EXERCISE BRIEF:
Sort through the entries below and pull out lines containing the word "React".

Saved entries:
=-=-=-=-=

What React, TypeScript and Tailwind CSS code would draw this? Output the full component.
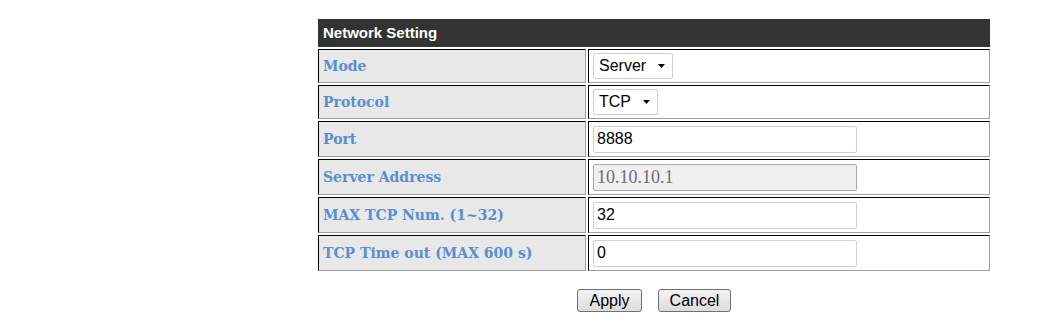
import React from 'react'

const labelFont = { fontFamily: '"DejaVu Serif", Georgia, serif' }

function Cell({ children, className = '' }: { children: React.ReactNode; className?: string }) {
  return (
    <div
      className={`flex items-center border border-t-black border-l-black border-b-[#a0a0a0] border-r-[#a0a0a0] ${className}`}
    >
      {children}
    </div>
  )
}

function Row({ label, tall = true, children }: { label: string; tall?: boolean; children: React.ReactNode }) {
  return (
    <div className={`flex gap-[2px] ${tall ? 'h-[36px]' : 'h-[34px]'}`}>
      <Cell className="w-[268px] bg-[#e8e8e8] pl-[4px] pt-[1px]">
        <span style={labelFont} className="text-[14px] font-bold text-[#5b8ed0]">{label}</span>
      </Cell>
      <Cell className="flex-1 bg-white pl-[4px]">{children}</Cell>
    </div>
  )
}

function FakeSelect({ value, width }: { value: string; width: string }) {
  return (
    <div className={`flex h-[26px] items-center justify-between rounded-[2px] border border-[#d0d0d0] bg-white pl-[5px] pr-[7px] ${width}`}>
      <span className="text-[16px] text-black">{value}</span>
      <svg width="7" height="4" viewBox="0 0 7 4">
        <path d="M0 0h7L3.5 4z" fill="#000" />
      </svg>
    </div>
  )
}

function TextBox({ value, disabled }: { value: string; disabled?: boolean }) {
  return (
    <input
      readOnly
      disabled={disabled}
      value={value}
      style={disabled ? { fontFamily: '"Liberation Serif", serif' } : undefined}
      className={`h-[27px] w-[264px] rounded-[2px] border px-[3px] outline-none ${
        disabled
          ? 'border-[#a8a8a8] bg-[#f0f0f0] text-[18px] text-[#6d6d6d]'
          : 'border-[#d0d0d0] bg-white text-[16px] text-black'
      }`}
    />
  )
}

export default function App() {
  return (
    <div
      className="h-[323px] w-[1049px] bg-white pl-[318px] pt-[19px]"
      style={{ fontFamily: '"Liberation Sans", Arial, sans-serif' }}
    >
      <div className="flex w-[672px] flex-col gap-[2px]">
        <div className="flex h-[28px] items-center bg-[#333333] pl-[5px] text-[15px] font-bold text-white">
          Network Setting
        </div>
        <Row label="Mode" tall={false}>
          <FakeSelect value="Server" width="w-[80px]" />
        </Row>
        <Row label="Protocol" tall={false}>
          <FakeSelect value="TCP" width="w-[65px]" />
        </Row>
        <Row label="Port">
          <TextBox value="8888" />
        </Row>
        <Row label="Server Address">
          <TextBox value="10.10.10.1" disabled />
        </Row>
        <Row label="MAX TCP Num. (1~32)">
          <TextBox value="32" />
        </Row>
        <Row label="TCP Time out (MAX 600 s)">
          <TextBox value="0" />
        </Row>
      </div>
      <div className="mt-[18px] flex w-[672px] justify-center gap-[16px]">
        <button className="h-[23px] w-[65px] rounded-[3px] border border-[#707070] bg-gradient-to-b from-[#f4f4f4] to-[#dcdcdc] text-[16px] leading-none text-black">
          Apply
        </button>
        <button className="h-[23px] w-[73px] rounded-[3px] border border-[#707070] bg-gradient-to-b from-[#f4f4f4] to-[#dcdcdc] text-[16px] leading-none text-black">
          Cancel
        </button>
      </div>
    </div>
  )
}
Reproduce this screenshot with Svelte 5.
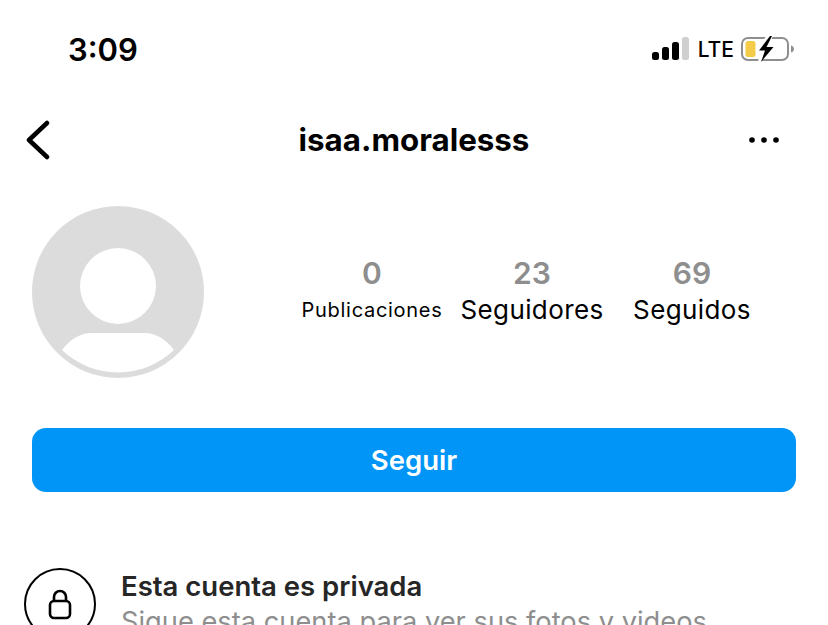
<script>
	const stats = [
		{ value: '0', label: 'Publicaciones', small: true },
		{ value: '23', label: 'Seguidores' },
		{ value: '69', label: 'Seguidos' }
	];
</script>

<div class="screen">
	<header class="status">
		<span class="time">3:09</span>
		<div class="indicators">
			<svg class="signal" width="38" height="24" viewBox="0 0 38 24" aria-hidden="true">
				<rect x="0" y="15" width="7" height="8" rx="2.5" fill="#000" />
				<rect x="10" y="10" width="7" height="13" rx="2.5" fill="#000" />
				<rect x="20" y="5" width="7" height="18" rx="2.5" fill="#000" />
				<rect x="30" y="0" width="7" height="23" rx="2.5" fill="#cfcfcf" />
			</svg>
			<span class="lte">LTE</span>
			<svg class="battery" width="54" height="28" viewBox="0 0 54 28" aria-hidden="true">
				<rect x="1" y="3" width="46" height="22" rx="6" fill="none" stroke="#8f8f8f" stroke-width="2" />
				<rect x="4.500" y="6" width="10" height="16" rx="2.500" fill="#f4cc47" />
				<path d="M50 10.500c2 .5 3 2 3 3.500s-1 3-3 3.500z" fill="#8f8f8f" />
				<path d="M27 -1 L14 16 H20 L16 30 L35 11 H27 L33 -1z" fill="#fff" />
				<path d="M29 1 L18 15.500 H24 L20 27 L32.500 12 H25.500 L31 1z" fill="#000" />
			</svg>
		</div>
	</header>

	<nav class="nav">
		<svg width="26" height="40" viewBox="0 0 26 40" aria-hidden="true">
			<path d="M23 3 L5 20 L23 37" fill="none" stroke="#000" stroke-width="4.500" stroke-linecap="round" stroke-linejoin="round" />
		</svg>
		<h1>isaa.moralesss</h1>
		<svg class="more" width="32" height="8" viewBox="0 0 32 8" aria-hidden="true">
			<circle cx="4" cy="4" r="2.800" fill="#000" />
			<circle cx="16" cy="4" r="2.800" fill="#000" />
			<circle cx="28" cy="4" r="2.800" fill="#000" />
		</svg>
	</nav>

	<section class="profile">
		<svg class="avatar" width="172" height="172" viewBox="0 0 172 172" aria-hidden="true">
			<circle cx="86" cy="86" r="86" fill="#dcdcdc" />
			<circle cx="86" cy="80" r="38" fill="#fff" />
			<path d="M30 144 Q43 127 60 127 H112 Q129 127 142 144 A81 81 0 0 1 30 144z" fill="#fff" />
		</svg>
		<div class="stats">
			{#each stats as stat}
				<div class="stat">
					<span class="value">{stat.value}</span>
					<span class="label" class:small={stat.small}>{stat.label}</span>
				</div>
			{/each}
		</div>
	</section>

	<button class="follow">Seguir</button>

	<section class="private">
		<div class="lock">
			<svg width="24" height="32" viewBox="0 0 24 32" aria-hidden="true">
				<rect x="2" y="13" width="20" height="17" rx="4" fill="none" stroke="#000" stroke-width="2.600" />
				<path d="M6 13 V9 a6 6 0 0 1 12 0 V13" fill="none" stroke="#000" stroke-width="2.600" />
			</svg>
		</div>
		<div class="copy">
			<h2>Esta cuenta es privada</h2>
			<p>Sigue esta cuenta para ver sus fotos y videos.</p>
		</div>
	</section>
</div>

<style>
	:global(body) {
		overflow: hidden;
		background: #fff;
	}

	.screen {
		width: 828px;
		height: 625px;
		overflow: hidden;
		font-family: Inter, 'Liberation Sans', sans-serif;
		color: #000;
		background: #fff;
	}

	.status {
		display: flex;
		justify-content: space-between;
		align-items: center;
		height: 100px;
		padding: 0 33px 2px 68px;
		box-sizing: border-box;
	}

	.time {
		font-size: 31px;
		font-weight: 600;
	}

	.indicators {
		display: flex;
		align-items: center;
	}

	.signal {
		margin-right: 8px;
	}

	.lte {
		font-size: 21px;
		font-weight: 500;
		margin-right: 7px;
	}

	.nav {
		display: grid;
		grid-template-columns: 1fr auto 1fr;
		align-items: center;
		height: 80px;
		padding: 0 48px 0 24px;
	}

	.more {
		justify-self: end;
	}

	h1 {
		margin: 0 0 0 24px;
		font-size: 31.300px;
		font-weight: 700;
	}

	.profile {
		display: flex;
		align-items: center;
		padding: 26px 32px 0;
	}

	.stats {
		display: grid;
		grid-template-columns: repeat(3, 160px);
		margin-left: 88px;
	}

	.stat {
		display: flex;
		flex-direction: column;
		align-items: center;
	}

	.value {
		font-size: 30px;
		font-weight: 600;
		color: #8e8e8e;
		line-height: 36px;
	}

	.label {
		font-size: 26px;
		line-height: 38px;
		letter-spacing: 0.4px;
		white-space: nowrap;
	}

	.label.small {
		font-size: 20px;
		letter-spacing: 0.7px;
	}

	.follow {
		display: block;
		width: 764px;
		height: 64px;
		margin: 50px 32px 0;
		border: none;
		border-radius: 14px;
		background: #0095f6;
		color: #fff;
		font: 600 27.500px Inter, 'Liberation Sans', sans-serif;
	}

	.private {
		display: flex;
		align-items: flex-start;
		gap: 25px;
		padding: 76px 24px 0;
	}

	.lock {
		flex: none;
		display: flex;
		align-items: center;
		justify-content: center;
		width: 72px;
		height: 72px;
		box-sizing: border-box;
		border: 2.500px solid #000;
		border-radius: 50%;
	}

	h2 {
		margin: 0;
		font-size: 27.500px;
		font-weight: 600;
		line-height: 36px;
		color: #262626;
	}

	p {
		margin: 3px 0 0;
		font-size: 27.250px;
		line-height: 30px;
		color: #8e8e8e;
		white-space: nowrap;
	}
</style>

=-=-=-=-=

TASK ANSWER:
What React, TypeScript and Tailwind CSS code would draw this? Output the full component.
import React from 'react'
function Cell({ children, className = '' }: { children: React.ReactNode; className?: string }) {
function Row({ label, tall = true, children }: { label: string; tall?: boolean; children: React.ReactNode }) {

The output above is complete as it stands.